February 2, 2021
Yes and no.
Bitework training is incredibly demanding and requires both the right kind of dog, and a great deal a commitment from their owner. In fact, most dogs that are trained in bitework start as puppies, and continue to practice and build on the training for at least one year, if not the rest of their lives. For most of this training, including all of the early obedience training and lots of playing with your dog & their favoritee toys, when it comes to the actual task of teaching your dog to bite on command, you must enlist the help of a professional dog trainer or “helper.”
The term “helper” actually has a special designation in bitework training, and finding an experienced helper is imperative for all training, but especially if you have a young dog, a shy dog, or a dog that’s never done this kind of training before.
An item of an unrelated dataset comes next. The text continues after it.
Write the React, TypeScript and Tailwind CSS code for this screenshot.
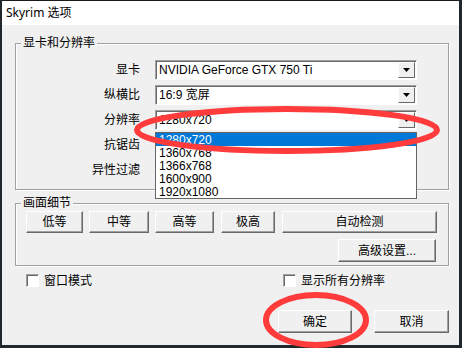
import React from 'react';

const font = { fontFamily: '"Liberation Sans", "Noto Sans CJK SC", sans-serif' };

const btn =
  'flex items-center justify-center bg-[#f0f0f0] border border-t-white border-l-white border-b-[#696969] border-r-[#696969] shadow-[inset_-1px_-1px_0_#a0a0a0] text-[12px] text-black leading-none';

function Arrow() {
  return (
    <div className="ml-auto mr-[1px] w-[17px] h-[16px] flex items-center justify-center bg-[#f0f0f0] border border-t-white border-l-white border-b-[#696969] border-r-[#696969]">
      <svg width="7" height="4" viewBox="0 0 7 4">
        <path d="M0 0h7L3.5 4z" fill="#000" />
      </svg>
    </div>
  );
}

function Combo({ value }: { value: string }) {
  return (
    <div className="w-[262px] h-[20px] flex items-center bg-white border border-t-[#a0a0a0] border-l-[#a0a0a0] border-b-white border-r-white shadow-[inset_1px_1px_0_#696969]">
      <span className="pl-[3px] text-[12px] leading-none text-black">{value}</span>
      <Arrow />
    </div>
  );
}

function Group({ title, className, children }: { title: string; className: string; children: React.ReactNode }) {
  return (
    <div className={`relative border border-[#a0a0a0] shadow-[inset_1px_1px_0_#fff,1px_1px_0_#fff] ${className}`}>
      <span className="absolute left-[5px] -top-[8px] px-[2px] bg-[#f0f0f0] text-[12px] leading-[14px]">{title}</span>
      {children}
    </div>
  );
}

function Check({ label }: { label: string }) {
  return (
    <div className="flex items-center">
      <div className="w-[13px] h-[13px] bg-white border border-t-[#a0a0a0] border-l-[#a0a0a0] border-b-white border-r-white shadow-[inset_1px_1px_0_#696969]" />
      <span className="ml-[5px] text-[12px] leading-none">{label}</span>
    </div>
  );
}

const rows = [
  { label: '显卡', value: 'NVIDIA GeForce GTX 750 Ti' },
  { label: '纵横比', value: '16:9 宽屏' },
  { label: '分辨率', value: '1280x720' },
  { label: '抗锯齿', value: '' },
  { label: '异性过滤', value: '' },
];

const options = ['1280x720', '1360x768', '1366x768', '1600x900', '1920x1080'];

export default function App() {
  return (
    <div className="relative w-[462px] h-[348px] bg-[#20282c] pl-[2px] pr-[3px] pb-[3px] overflow-hidden" style={font}>
      <div className="w-[457px] h-[345px] flex flex-col border-t border-[#1a1a1a]">
        <div className="h-[24px] bg-white flex items-center pl-[4px] text-[12px] text-black" style={{ fontFamily: '"Noto Sans", "Noto Sans CJK SC", sans-serif' }}>
          Skyrim 选项
        </div>
        <div className="flex-1 bg-[#f0f0f0] pl-[13px] pt-[18px] text-black">
          <Group title="显卡和分辨率" className="w-[434px] h-[147px] pt-[16px]">
            <div className="flex flex-col gap-[5px]">
              {rows.map((r) => (
                <div key={r.label} className="flex items-center">
                  <span className="w-[124px] text-right text-[12px] leading-none">{r.label}</span>
                  <div className="ml-[15px]">
                    <Combo value={r.value} />
                  </div>
                </div>
              ))}
            </div>
            <div className="absolute left-[139px] top-[88px] w-[262px] h-[67px] bg-white border border-[#646464] flex flex-col">
              {options.map((o, i) => (
                <div
                  key={o}
                  className={`h-[13px] pl-[3px] flex items-center text-[12px] leading-none ${i === 0 ? 'bg-[#0078d7] text-white' : 'text-black'}`}
                >
                  {o}
                </div>
              ))}
            </div>
          </Group>

          <Group title="画面细节" className="mt-[13px] w-[434px] h-[63px] pt-[7px] pl-[10px]">
            <div className="flex">
              <div className={`${btn} w-[57px] h-[22px]`}>低等</div>
              <div className={`${btn} ml-[6px] w-[60px] h-[22px]`}>中等</div>
              <div className={`${btn} ml-[6px] w-[59px] h-[22px]`}>高等</div>
              <div className={`${btn} ml-[7px] w-[54px] h-[22px]`}>极高</div>
              <div className={`${btn} ml-[7px] w-[155px] h-[22px]`}>自动检测</div>
            </div>
            <div className="flex mt-[6px] pl-[312px]">
              <div className={`${btn} w-[98px] h-[23px]`}>高级设置...</div>
            </div>
          </Group>

          <div className="flex mt-[8px] pl-[11px]">
            <div className="w-[257px]">
              <Check label="窗口模式" />
            </div>
            <Check label="显示所有分辨率" />
          </div>

          <div className="flex mt-[23px] pl-[263px]">
            <div className={`${btn} w-[74px] h-[23px]`}>确定</div>
            <div className={`${btn} ml-[22px] w-[75px] h-[23px]`}>取消</div>
          </div>
        </div>
      </div>

      <svg className="absolute left-0 top-0 pointer-events-none" width="462" height="348" viewBox="0 0 462 348">
        <ellipse cx="287" cy="130" rx="150" ry="21" fill="none" stroke="#ff3b3b" strokeWidth="6" />
        <ellipse cx="316" cy="320" rx="50" ry="25" fill="none" stroke="#ff3b3b" strokeWidth="6" />
      </svg>
    </div>
  );
}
This is because helpers do a lot of work helping your dog to build confidence, and better understand the training. Helpers are so much more than a person wearing a bunch of padded gear! Good helpers can make a shy dog more confident, and encourage a dog to bite a specific area, teach better obedience, and help your dog get the most out of each training session. While you may be responsible for handling your dog, helpers ultimately guide your dogs and help your dog grow.
Dogs are versatile, intelligent creatures, and they can learn a lot of things, but they do not generalize well. So when we teach a dog something as serious as “it’s OK to bite people”, we must be very careful not to let the dog think it’s OK to bite you. Bitework training is often taught with rigid rules and patterns to help guide the dog to the right choice and keep everyone involved safe. By you donning the bite sleeve or suit and having your own dog bite it, you’re not really teaching your dog to protect you. The entire time, your dog will probably just think you’re playing, and will not be prepared when a real threat arises.
Professional helpers are dog trainers that are ultimately responsible for "catching " your dog, meaning that while you may be involved in the obedience training leading up to bitework, your dog should still never think it's OK to bite you.
In addition to keeping you safe, helpers keep dogs safe by knowing how to properly “catch” dogs. Catching refers to how a helper presents the bite sleeve (or suit) to the dog. Inexperienced helpers can actually be a hindrance to a young dogs development, because they can inadvertently give the sleeve to the dog in a way that’s uncomfortable to hold, or even painful. Chipped teeth, neck, and spinal injuries are all risk factors when training a dog in bitework, so working with a helper who understands how to best work with your dog, given their breed, size, and temperament may seem expensive upfront, but generally helps training to progress much faster long-term.
As you may have already guessed, good helpers are hard to find. You can expect to pay in the range of $50-$200 per hour to work with professional trainer/helpers privately, so it’s good advice to instead, start by finding a dog club in your area that teaches bitework.
Dog clubs are made up of groups of people, usually between 10-50 members, that are all training toward a similar goal. Members pay yearly fees to cover the costs of permits for using public parks and to purchase equipment, but drop-in rates are available for people interested in the sport. Finding Schutzhund and French Ring clubs in your area is a great way to get in contact with private trainers, and stay in the loop about upcoming seminars and events.
While you can do a great deal of your dogs training on your own, expecting to train your dog in bitework by yourself is unrealistic. Part of successful training is regular practice and exposure to many new and challenging situations. If your dog only ever works with the same person or in the same location, that’s all he will be comfortable working in. For a truly reliable dog, working with multiple helpers in all sorts of challenging locations is a requirement.
Due to all of the work involved, most people choose to purchase trained or young dogs who already have good foundations than put in the years of work themselves, but it can be done! With the help of a good trainer, helper, and the guidance of others who have worked with dogs trained for bitework themselves, training your own dog can be an incredibly rewarding experience that creates a bond unlike any other.